Using Reinforcement Learning to Tackle CitiBike Rebalancing Problems and Beyond
In this 2-part article, I want to share my work and reflections on applying Reinforcement Learning (RL) to a large scale city operation problem.
In Part 1 of this article, I focus on insights for business managers:
overview of RL and its current applications
advantages of RL compared other machine learning techniques
business opportunities and considerations
Part 2 is tailored for technical managers and engineers who might be interested in the following topics:
walkthrough a general RL architecture
results of a tailored RL solution for a real-life operation problem
technical limitations of RL and potential workarounds
To conclude, I will share some thoughts on future opportunities of RL-based applications, and bottlenecks and respective workarounds.
Note: In order to manage the scope of this article, I am not able to include any code walkthrough. However, all the codes are available on my Github for reference. The code is under active development, please refer to the README for the latest feature updates.
Special acknowledgement: I want to thank Eric Bogart for providing editorial support and feedback on the content.
Part 1: Overview and Business Opportunities
What is Reinforcement Learning (RL) and its real-world applications?
Many famous scholars in Psychology, Engineering, and Computer Science think RL is the true Artificial Intelligence (AI) . RL solutions are designed based on how humans learn, act, and improve over time through trial-and-errors and reward-punishment feedback from the environments. RL is adaptive to complex and changing environments.
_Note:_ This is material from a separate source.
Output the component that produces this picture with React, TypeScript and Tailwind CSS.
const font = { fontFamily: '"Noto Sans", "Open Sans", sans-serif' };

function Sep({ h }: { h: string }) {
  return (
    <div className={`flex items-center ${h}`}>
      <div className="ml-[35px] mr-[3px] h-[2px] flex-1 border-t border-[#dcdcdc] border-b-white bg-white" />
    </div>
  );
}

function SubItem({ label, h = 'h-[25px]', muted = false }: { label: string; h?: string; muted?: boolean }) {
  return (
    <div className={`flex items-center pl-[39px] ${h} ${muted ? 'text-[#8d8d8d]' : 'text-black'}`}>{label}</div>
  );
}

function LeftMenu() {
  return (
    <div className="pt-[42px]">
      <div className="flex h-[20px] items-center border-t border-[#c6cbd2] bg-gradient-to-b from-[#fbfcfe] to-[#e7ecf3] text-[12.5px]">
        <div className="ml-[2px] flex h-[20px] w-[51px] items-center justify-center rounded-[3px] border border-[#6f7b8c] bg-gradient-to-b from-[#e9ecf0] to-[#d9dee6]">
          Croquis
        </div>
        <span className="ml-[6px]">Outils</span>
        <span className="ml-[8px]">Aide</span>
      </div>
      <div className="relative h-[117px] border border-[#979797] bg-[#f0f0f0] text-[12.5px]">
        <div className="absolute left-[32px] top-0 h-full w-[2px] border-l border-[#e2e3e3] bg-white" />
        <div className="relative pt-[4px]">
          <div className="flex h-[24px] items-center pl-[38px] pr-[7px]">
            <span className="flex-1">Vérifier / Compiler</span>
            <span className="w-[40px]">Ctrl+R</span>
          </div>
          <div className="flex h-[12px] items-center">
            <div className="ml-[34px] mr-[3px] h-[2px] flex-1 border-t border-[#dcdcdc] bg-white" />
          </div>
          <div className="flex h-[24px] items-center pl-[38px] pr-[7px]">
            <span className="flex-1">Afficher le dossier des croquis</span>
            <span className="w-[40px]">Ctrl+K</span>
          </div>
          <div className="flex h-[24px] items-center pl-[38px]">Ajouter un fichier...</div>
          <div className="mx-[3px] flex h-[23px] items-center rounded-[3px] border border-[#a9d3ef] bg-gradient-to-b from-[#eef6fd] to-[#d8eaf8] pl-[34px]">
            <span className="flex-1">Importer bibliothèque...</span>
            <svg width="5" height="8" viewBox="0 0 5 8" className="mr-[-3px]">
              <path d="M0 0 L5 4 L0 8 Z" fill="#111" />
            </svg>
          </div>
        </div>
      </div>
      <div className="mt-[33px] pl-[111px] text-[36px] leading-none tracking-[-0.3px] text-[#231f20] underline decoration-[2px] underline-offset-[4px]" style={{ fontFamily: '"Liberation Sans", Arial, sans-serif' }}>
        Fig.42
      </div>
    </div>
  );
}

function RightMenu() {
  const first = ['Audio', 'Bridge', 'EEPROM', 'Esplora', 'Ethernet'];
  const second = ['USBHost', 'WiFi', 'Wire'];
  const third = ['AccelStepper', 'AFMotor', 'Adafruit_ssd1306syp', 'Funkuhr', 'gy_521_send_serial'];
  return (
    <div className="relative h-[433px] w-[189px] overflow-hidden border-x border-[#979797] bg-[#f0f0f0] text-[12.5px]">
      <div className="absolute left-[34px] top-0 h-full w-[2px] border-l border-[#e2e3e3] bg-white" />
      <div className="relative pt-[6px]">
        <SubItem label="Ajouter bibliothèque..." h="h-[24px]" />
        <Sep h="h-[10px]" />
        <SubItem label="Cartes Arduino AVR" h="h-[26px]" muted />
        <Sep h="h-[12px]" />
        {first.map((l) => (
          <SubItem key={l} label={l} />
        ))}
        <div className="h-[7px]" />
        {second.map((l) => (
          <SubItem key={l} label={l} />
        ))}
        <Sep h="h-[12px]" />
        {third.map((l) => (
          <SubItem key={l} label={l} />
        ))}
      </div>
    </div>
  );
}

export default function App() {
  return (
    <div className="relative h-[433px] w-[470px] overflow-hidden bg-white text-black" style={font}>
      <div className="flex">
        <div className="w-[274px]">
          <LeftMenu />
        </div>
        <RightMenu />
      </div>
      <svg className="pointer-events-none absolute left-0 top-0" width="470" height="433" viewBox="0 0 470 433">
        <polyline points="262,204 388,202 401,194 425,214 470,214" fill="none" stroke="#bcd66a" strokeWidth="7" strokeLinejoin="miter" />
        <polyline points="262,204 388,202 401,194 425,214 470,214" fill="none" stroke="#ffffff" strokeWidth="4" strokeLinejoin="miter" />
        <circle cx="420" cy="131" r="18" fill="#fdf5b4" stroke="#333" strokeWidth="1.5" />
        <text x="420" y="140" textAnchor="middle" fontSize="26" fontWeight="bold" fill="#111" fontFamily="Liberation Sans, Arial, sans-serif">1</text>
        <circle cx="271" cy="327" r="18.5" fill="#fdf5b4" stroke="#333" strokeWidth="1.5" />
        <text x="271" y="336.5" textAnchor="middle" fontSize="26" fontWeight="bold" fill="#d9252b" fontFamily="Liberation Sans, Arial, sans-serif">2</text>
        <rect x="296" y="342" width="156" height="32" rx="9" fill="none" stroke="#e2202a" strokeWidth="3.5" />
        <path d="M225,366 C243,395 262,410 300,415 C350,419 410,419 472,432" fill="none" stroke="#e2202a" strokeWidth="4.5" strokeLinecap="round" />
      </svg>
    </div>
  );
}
First, let us demonstrate the core concepts using a simple example: a baby learning how to walk.
In this video, although it may not be the most scientific illustration, the baby perfectly (and very enthusiastically) demonstrated the key concepts of RL. In simple terms (we will provide the technical definition in next section), RL consists of the three main components:
Learn: the baby first realized there are lots of joy (reward)being able to high-five daddy or play with his favourite toys; but it was frustrating (punishment) not being able to do so. Now, he knew why he needed to take actions
Act: the baby needed to decide 1) what muscles to use and how to balance his body so he can stand up and walk, 2) where to go so he can get the reward or avoid the punishment, and 3) remember and generalize all the steps so he can maximize the reward every time
Improve: after 11 months of trial-and-error, the baby was able to stand up, walk, and maneuver towards the rewards much faster based on the stronger mental model and mapping to his actions
Here are some powerful real-world applications of the RL idea:
developing a self-driving car navigate in complex city environments (e.g. Uber Self-Driving car)
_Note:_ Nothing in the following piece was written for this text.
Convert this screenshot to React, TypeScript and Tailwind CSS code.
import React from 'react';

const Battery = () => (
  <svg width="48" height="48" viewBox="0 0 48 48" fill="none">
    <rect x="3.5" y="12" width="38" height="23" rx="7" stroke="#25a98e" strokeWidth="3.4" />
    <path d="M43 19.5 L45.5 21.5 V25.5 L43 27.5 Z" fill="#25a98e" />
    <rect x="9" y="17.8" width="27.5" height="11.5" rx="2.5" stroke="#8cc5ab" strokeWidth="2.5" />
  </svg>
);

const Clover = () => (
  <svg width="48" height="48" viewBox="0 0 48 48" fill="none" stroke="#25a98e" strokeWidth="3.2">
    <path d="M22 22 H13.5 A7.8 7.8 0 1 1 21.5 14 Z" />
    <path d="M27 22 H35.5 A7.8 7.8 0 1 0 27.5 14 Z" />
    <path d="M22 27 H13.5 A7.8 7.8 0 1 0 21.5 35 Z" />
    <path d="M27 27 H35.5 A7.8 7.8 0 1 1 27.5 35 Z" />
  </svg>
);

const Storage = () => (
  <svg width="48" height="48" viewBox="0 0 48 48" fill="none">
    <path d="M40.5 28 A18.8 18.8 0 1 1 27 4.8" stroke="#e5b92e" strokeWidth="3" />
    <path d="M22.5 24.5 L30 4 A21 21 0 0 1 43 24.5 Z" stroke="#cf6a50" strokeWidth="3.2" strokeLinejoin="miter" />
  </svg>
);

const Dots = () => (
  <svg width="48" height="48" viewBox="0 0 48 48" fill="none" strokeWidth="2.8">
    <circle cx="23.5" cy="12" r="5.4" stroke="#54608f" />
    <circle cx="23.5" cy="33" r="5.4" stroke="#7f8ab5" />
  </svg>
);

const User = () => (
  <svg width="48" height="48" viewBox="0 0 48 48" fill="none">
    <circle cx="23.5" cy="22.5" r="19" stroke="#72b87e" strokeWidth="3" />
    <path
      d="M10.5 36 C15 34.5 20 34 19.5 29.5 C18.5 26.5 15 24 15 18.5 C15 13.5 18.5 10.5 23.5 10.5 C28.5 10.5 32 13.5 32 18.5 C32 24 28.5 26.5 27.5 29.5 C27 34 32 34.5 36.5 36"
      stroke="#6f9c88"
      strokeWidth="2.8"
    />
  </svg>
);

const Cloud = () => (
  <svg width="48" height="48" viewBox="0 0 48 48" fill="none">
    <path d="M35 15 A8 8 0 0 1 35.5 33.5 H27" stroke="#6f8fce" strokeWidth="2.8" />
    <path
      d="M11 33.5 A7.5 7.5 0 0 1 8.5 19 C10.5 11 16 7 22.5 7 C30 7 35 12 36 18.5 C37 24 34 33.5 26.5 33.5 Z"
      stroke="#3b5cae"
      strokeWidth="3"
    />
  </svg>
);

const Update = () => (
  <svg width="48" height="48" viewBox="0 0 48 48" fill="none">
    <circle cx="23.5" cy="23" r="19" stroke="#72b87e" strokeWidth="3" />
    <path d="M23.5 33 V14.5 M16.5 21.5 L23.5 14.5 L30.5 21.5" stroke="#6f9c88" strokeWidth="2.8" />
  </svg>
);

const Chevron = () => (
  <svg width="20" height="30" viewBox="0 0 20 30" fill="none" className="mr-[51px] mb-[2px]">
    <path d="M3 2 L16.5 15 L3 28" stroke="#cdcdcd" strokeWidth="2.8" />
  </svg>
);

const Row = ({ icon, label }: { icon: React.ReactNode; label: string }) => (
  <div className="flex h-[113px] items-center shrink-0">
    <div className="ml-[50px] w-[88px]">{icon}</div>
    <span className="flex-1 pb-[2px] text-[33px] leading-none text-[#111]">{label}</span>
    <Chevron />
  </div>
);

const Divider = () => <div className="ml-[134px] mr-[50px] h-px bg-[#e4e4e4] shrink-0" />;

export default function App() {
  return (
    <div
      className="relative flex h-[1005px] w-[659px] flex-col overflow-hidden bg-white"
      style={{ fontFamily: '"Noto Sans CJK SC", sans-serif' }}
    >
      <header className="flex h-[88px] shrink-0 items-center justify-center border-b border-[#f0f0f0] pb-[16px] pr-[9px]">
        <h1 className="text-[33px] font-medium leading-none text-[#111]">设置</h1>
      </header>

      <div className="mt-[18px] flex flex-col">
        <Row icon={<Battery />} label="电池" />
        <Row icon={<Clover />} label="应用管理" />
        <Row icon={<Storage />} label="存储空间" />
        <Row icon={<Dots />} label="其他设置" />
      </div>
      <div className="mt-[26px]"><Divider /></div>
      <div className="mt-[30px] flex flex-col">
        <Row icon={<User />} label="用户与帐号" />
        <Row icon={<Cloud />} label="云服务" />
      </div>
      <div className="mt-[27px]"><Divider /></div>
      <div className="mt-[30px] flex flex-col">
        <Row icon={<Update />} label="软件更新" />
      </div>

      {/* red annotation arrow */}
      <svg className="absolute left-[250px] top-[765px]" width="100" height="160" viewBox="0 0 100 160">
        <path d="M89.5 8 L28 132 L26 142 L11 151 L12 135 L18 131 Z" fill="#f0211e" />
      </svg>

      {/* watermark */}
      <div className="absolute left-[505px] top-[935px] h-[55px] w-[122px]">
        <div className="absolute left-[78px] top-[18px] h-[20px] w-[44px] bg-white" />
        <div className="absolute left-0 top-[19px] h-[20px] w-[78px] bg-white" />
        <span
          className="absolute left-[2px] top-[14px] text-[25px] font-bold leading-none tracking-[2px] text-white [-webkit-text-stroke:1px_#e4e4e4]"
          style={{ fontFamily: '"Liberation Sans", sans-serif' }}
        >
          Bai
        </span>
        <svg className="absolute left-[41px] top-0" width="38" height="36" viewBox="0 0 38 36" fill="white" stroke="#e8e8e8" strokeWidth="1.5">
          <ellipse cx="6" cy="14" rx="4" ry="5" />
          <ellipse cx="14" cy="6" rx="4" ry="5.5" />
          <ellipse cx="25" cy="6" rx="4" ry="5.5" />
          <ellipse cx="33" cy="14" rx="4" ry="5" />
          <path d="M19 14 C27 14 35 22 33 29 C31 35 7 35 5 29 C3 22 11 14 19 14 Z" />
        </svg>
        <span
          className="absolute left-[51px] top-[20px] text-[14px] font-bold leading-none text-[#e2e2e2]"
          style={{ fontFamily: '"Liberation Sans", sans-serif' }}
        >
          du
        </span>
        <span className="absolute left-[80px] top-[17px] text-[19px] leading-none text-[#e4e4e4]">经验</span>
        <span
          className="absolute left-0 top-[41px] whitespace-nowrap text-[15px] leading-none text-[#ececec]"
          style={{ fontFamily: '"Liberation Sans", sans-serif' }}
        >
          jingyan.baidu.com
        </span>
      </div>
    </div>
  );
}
having a computer program to beat human players without any human instruction (e.g. Alpha Go which beat the top human players in 2015 and 2016)
asking a computer to trade on the stock market by maximizing return and avoiding losing money (e.g. algorithmic trading at Hedge Funds)
automating marketing campaigns to maximize ROI per message by considering the changing customer dynamics and omni-channel response
training a robot to go from A to B by avoiding obstacles using its gymnastic capabilities(e.g. Boston Dynamics)
Some of these use cases may seem very advanced and futuristic. Please refer to the takeaway section where I offer a few simple questions to help translate this to your specific businesses.
So, why does Reinforcement Learning matter?
The main reasons are to achieve large-scale automation that is intelligent and stable in complex environments for productivity gain, expand the frontier of business performance to sustain competitive advantage, and demonstrate just-because-we-can scientific aspiration. But the most important one, which I am very excited about, is autonomous knowledge discovery that can enhance human operations in concrete business settings.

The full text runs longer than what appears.